Berlin acknowledges that, as with alcoholics, there are some who cannot resist and so should be locked up for long periods and closely monitored when in society. But he says that, with treatment, many others successfully manage to stay within the lines.
For Ahearn, the prospect of a lengthy sentence is a prime motivator for those with these desires not to act on them. And, she argues, long sentences are needed because so many offenders who are caught abuse again.
Berlin disagrees. “As a group, sex offenders have a lower, rather than a higher, rate of recidivism than other groups of criminals,” he says. “Yet the majority of current legislation is based precisely on the opposite assumption.”
Recidivism rates for sex offenders are a contentious issue. Berlin points to a decade-old study that shows that more than 90 percent of those who went through his center’s treatment program had not offended again after five years. An update is about to be released, he says.
Ahearn dismisses that, saying Berlin’s clients are a population least likely to offend again since they voluntarily sought treatment. She can note statistics that show a large percentage will offend again. And, depending on how you define certain terms, some studies show that. But many others do not.
`Myths’ Web site
The U.S. Justice Department’s Center for Offender Management has a “Myths and Facts” Web site about sex offenders.
“Myth: `Most sex offenders reoffend,'” it reads. “Fact: Reconviction data suggests that this is not the case. Further, reoffense rates vary among different types of sex offenders and are related to specific characteristics of the offender and the offense.”
This would seem to support Berlin’s contention that one size does not fit all, that a 25-year sentence and lifetime monitoring might be needed for some but is inappropriate, even counterproductive, for many.
Barbara Babb, who directs the Center for Families, Children and the Courts at the University of Baltimore’s law school, agrees.
“I think there is a lot that can and should be done that isn’t being done to determine the most effective types of treatment to prohibit recidivism,” Babb says.
“One of our goals as a society should be to focus on rehabilitation efforts, putting funding into studies to determine what works,” she says. “It is very easy to go to the other end and just say let them all wear a GPS bracelet for life.”

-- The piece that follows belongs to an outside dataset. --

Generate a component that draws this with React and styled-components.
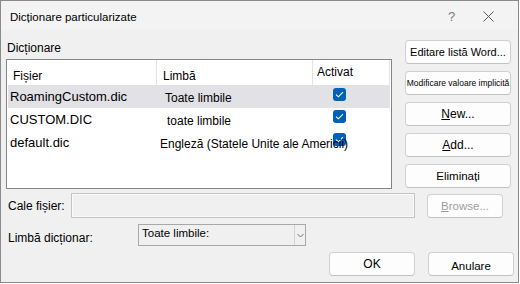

While favoring an emphasis on treatment for juvenile offenders, Ahearn is skeptical of any approach that attempts to differentiate among adult sex offenders, sending some for treatment and others to jail.
“I feel very strongly that risk assessment is inappropriate,” she says. “No government bureaucrat is able to decide who is going to be a risk and who is not.”
Treatment concern
Berlin worries that the complete demonization of sex offenders means that almost no one who has these kinds of desires will seek treatment before crossing the line into criminal behavior.
“There are 18-year-olds out there who are aware that they feel an attraction for 8-year-olds,” he says. “But the last thing in the world they are going to do is raise their hands and ask for help, because society is making it impossible for them to do so.”
Ahearn says few would ask for help under any circumstances.
“I am reluctant to believe that any 18-year-old would seek out treatment for this behavior since they would already be feeling so degenerate and unacceptable to society,” she says.
Ahearn agrees that treatment should be part of an offender’s lifetime monitoring. “But it should be punishment first, then treatment,” she says.
In Florida, not surprisingly, it is the punishment part that’s getting legislative attention.